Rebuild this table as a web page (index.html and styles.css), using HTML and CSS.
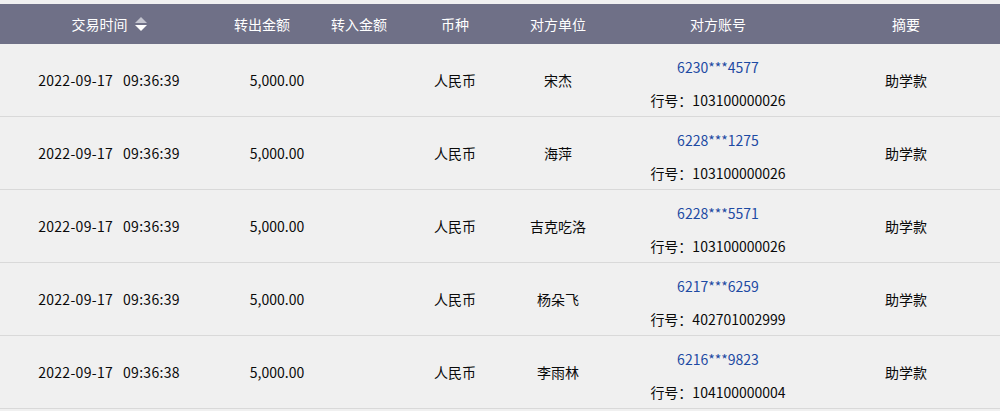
FILE: index.html
```html
<!DOCTYPE html>
<html lang="zh-CN">
<head>
<meta charset="utf-8">
<link rel="stylesheet" href="styles.css">
</head>
<body>
<div class="table">
  <div class="row head">
    <div class="c c1">交易时间<svg class="sort" width="12" height="16" viewBox="0 0 12 16"><path d="M6 1 L12 7 L0 7 Z" fill="#c3c4cf"/><path d="M0 9 L12 9 L6 15 Z" fill="#ffffff"/></svg></div>
    <div class="c c2">转出金额</div>
    <div class="c c3">转入金额</div>
    <div class="c c4">币种</div>
    <div class="c c5">对方单位</div>
    <div class="c c6">对方账号</div>
    <div class="c c7">摘要</div>
  </div>
  <div class="row">
    <div class="c c1 dt"><span>2022-09-17</span><span class="tm">09:36:39</span></div>
    <div class="c c2 amt">5,000.00</div>
    <div class="c c3"></div>
    <div class="c c4">人民币</div>
    <div class="c c5">宋杰</div>
    <div class="c c6 acct"><div class="no">6230***4577</div><div class="bank">行号：103100000026</div></div>
    <div class="c c7">助学款</div>
  </div>
  <div class="row">
    <div class="c c1 dt"><span>2022-09-17</span><span class="tm">09:36:39</span></div>
    <div class="c c2 amt">5,000.00</div>
    <div class="c c3"></div>
    <div class="c c4">人民币</div>
    <div class="c c5">海萍</div>
    <div class="c c6 acct"><div class="no">6228***1275</div><div class="bank">行号：103100000026</div></div>
    <div class="c c7">助学款</div>
  </div>
  <div class="row">
    <div class="c c1 dt"><span>2022-09-17</span><span class="tm">09:36:39</span></div>
    <div class="c c2 amt">5,000.00</div>
    <div class="c c3"></div>
    <div class="c c4">人民币</div>
    <div class="c c5">吉克吃洛</div>
    <div class="c c6 acct"><div class="no">6228***5571</div><div class="bank">行号：103100000026</div></div>
    <div class="c c7">助学款</div>
  </div>
  <div class="row">
    <div class="c c1 dt"><span>2022-09-17</span><span class="tm">09:36:39</span></div>
    <div class="c c2 amt">5,000.00</div>
    <div class="c c3"></div>
    <div class="c c4">人民币</div>
    <div class="c c5">杨朵飞</div>
    <div class="c c6 acct"><div class="no">6217***6259</div><div class="bank">行号：402701002999</div></div>
    <div class="c c7">助学款</div>
  </div>
  <div class="row">
    <div class="c c1 dt"><span>2022-09-17</span><span class="tm">09:36:38</span></div>
    <div class="c c2 amt">5,000.00</div>
    <div class="c c3"></div>
    <div class="c c4">人民币</div>
    <div class="c c5">李雨林</div>
    <div class="c c6 acct"><div class="no">6216***9823</div><div class="bank">行号：104100000004</div></div>
    <div class="c c7">助学款</div>
  </div>
</div>
</body>
</html>
```

FILE: styles.css
```css
html, body {
  margin: 0;
  padding: 0;
  background: #f0f0f0;
}
body {
  font-family: "Noto Sans CJK SC", "Noto Sans", sans-serif;
  font-size: 14px;
  color: #0a0a0a;
  padding-top: 4px;
}
.table {
  width: 1000px;
}
.row {
  display: flex;
  height: 72px;
  border-bottom: 1px solid #d9d9d9;
}
.row.head {
  height: 40px;
  border-bottom: none;
  background: #6f7087;
  color: #ffffff;
}
.c {
  display: flex;
  align-items: center;
  justify-content: center;
  white-space: nowrap;
}
.c1 { width: 218px; }
.c2 { width: 88px; }
.c3 { width: 106px; }
.c4 { width: 86px; }
.c5 { width: 120px; }
.c6 { width: 200px; }
.c7 { width: 176px; }
.dt {
  letter-spacing: 0.3px;
}
.dt .tm {
  margin-left: 10px;
}
.amt {
  padding-left: 30px;
  box-sizing: border-box;
}
.sort {
  margin-left: 7px;
}
.acct {
  flex-direction: column;
  padding-top: 7px;
  box-sizing: border-box;
}
.acct .no {
  color: #1d4aa3;
  line-height: 26px;
}
.acct .bank {
  line-height: 26px;
  margin-top: 7px;
}
```
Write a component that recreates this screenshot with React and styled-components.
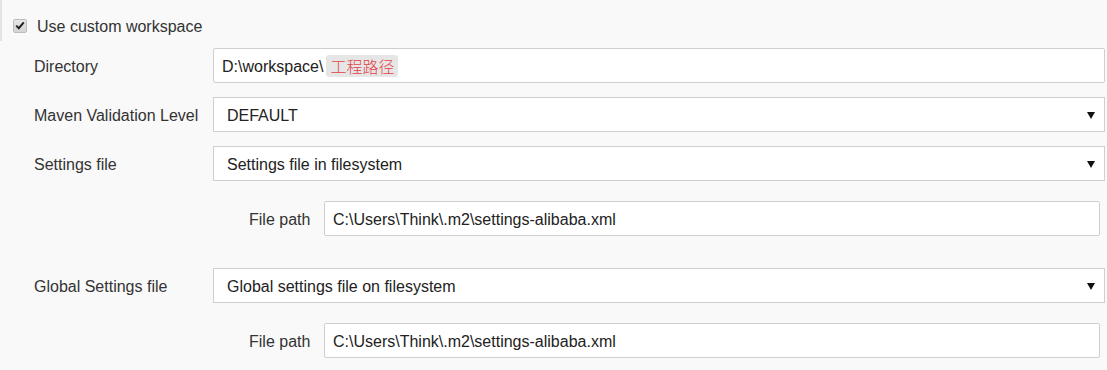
import React from "react";
import styled, { createGlobalStyle } from "styled-components";

const GlobalStyle = createGlobalStyle`
  html, body {
    margin: 0;
    padding: 0;
    background: #f9f9f9;
  }
  body {
    font-family: "Liberation Sans", Arial, "Noto Sans CJK SC", sans-serif;
    color: #333;
  }
`;

const Page = styled.div`
  width: 1107px;
  height: 370px;
  overflow: hidden;
  background: #f9f9f9;
`;

const CheckRow = styled.label`
  display: flex;
  align-items: center;
  gap: 10px;
  height: 41px;
  padding: 10px 0 0 13px;
  border-left: 2px solid #e3e3e3;
  margin-bottom: 7px;
  box-sizing: border-box;
  width: 300px;
  font-size: 16px;
  color: #333;

  span.text {
    padding-top: 2px;
  }
`;

const Box = styled.span`
  width: 12px;
  height: 12px;
  border: 1px solid #bdbdbd;
  border-radius: 2px;
  background: linear-gradient(#e6e6e6, #d4d4d4);
  display: flex;
  align-items: center;
  justify-content: center;
  margin-left: -2px;
`;

const Section = styled.div`
  display: flex;
  flex-direction: column;
  padding-left: 34px;
  padding-right: 2px;
`;

const Row = styled.div`
  display: grid;
  grid-template-columns: ${(p) => p.$labelWidth || "179px"} 1fr;
  align-items: center;
  margin-left: ${(p) => p.$indent || "0px"};
  margin-right: ${(p) => p.$inset || "0px"};
  margin-top: ${(p) => p.$gap || "0px"};
`;

const Label = styled.div`
  font-size: 16px;
  color: #333;
  padding-top: 2px;
`;

const TextBox = styled.div`
  height: 35px;
  box-sizing: border-box;
  border: 1px solid #cfcfcf;
  border-radius: 2px;
  background: #fff;
  padding: 2px 8px 0;
  display: flex;
  align-items: center;
  font-size: 16px;
  color: #222;
  white-space: nowrap;
`;

const Highlight = styled.span`
  background: #e6e6e6;
  color: #e24446;
  padding: 0 4px;
  margin-left: 3px;
  border-radius: 3px;
  font-family: "Noto Sans CJK SC", sans-serif;
  font-weight: 300;
  font-size: 16px;
  line-height: 22px;
  margin-top: -2px;
`;

const SelectBox = styled.div`
  position: relative;
  height: 35px;
  box-sizing: border-box;
  border: 1px solid #cfcfcf;
  background: #fff;
  padding: 2px 13px 0;
  display: flex;
  align-items: center;
  font-size: 16px;
  color: #222;

  &::after {
    content: "";
    position: absolute;
    right: 9px;
    top: 14px;
    border-left: 4px solid transparent;
    border-right: 4px solid transparent;
    border-top: 7px solid #111;
  }
`;

function Check() {
  return (
    <Box>
      <svg width="10" height="9" viewBox="0 0 10 9">
        <path d="M1.2 4.6 L3.8 7.2 L8.8 1.4" fill="none" stroke="#222" strokeWidth="2" />
      </svg>
    </Box>
  );
}

export default function App() {
  return (
    <Page>
      <GlobalStyle />
      <CheckRow>
        <Check />
        <span className="text">Use custom workspace</span>
      </CheckRow>
      <Section>
        <Row>
          <Label>Directory</Label>
          <TextBox>
            D:\workspace\<Highlight>工程路径</Highlight>
          </TextBox>
        </Row>
        <Row $gap="14px">
          <Label>Maven Validation Level</Label>
          <SelectBox>DEFAULT</SelectBox>
        </Row>
        <Row $gap="14px">
          <Label>Settings file</Label>
          <SelectBox>Settings file in filesystem</SelectBox>
        </Row>
        <Row $gap="20px" $indent="215px" $labelWidth="75px" $inset="5px">
          <Label>File path</Label>
          <TextBox>C:\Users\Think\.m2\settings-alibaba.xml</TextBox>
        </Row>
        <Row $gap="32px">
          <Label>Global Settings file</Label>
          <SelectBox>Global settings file on filesystem</SelectBox>
        </Row>
        <Row $gap="20px" $indent="215px" $labelWidth="75px" $inset="5px">
          <Label>File path</Label>
          <TextBox>C:\Users\Think\.m2\settings-alibaba.xml</TextBox>
        </Row>
      </Section>
    </Page>
  );
}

************

● **Instructions to follow**:
Where a line of the entries contains the word "styles", copy that line.

● **The response**:
Rebuild this table as a web page (index.html and styles.css), using HTML and CSS.
<link rel="stylesheet" href="styles.css">
FILE: styles.css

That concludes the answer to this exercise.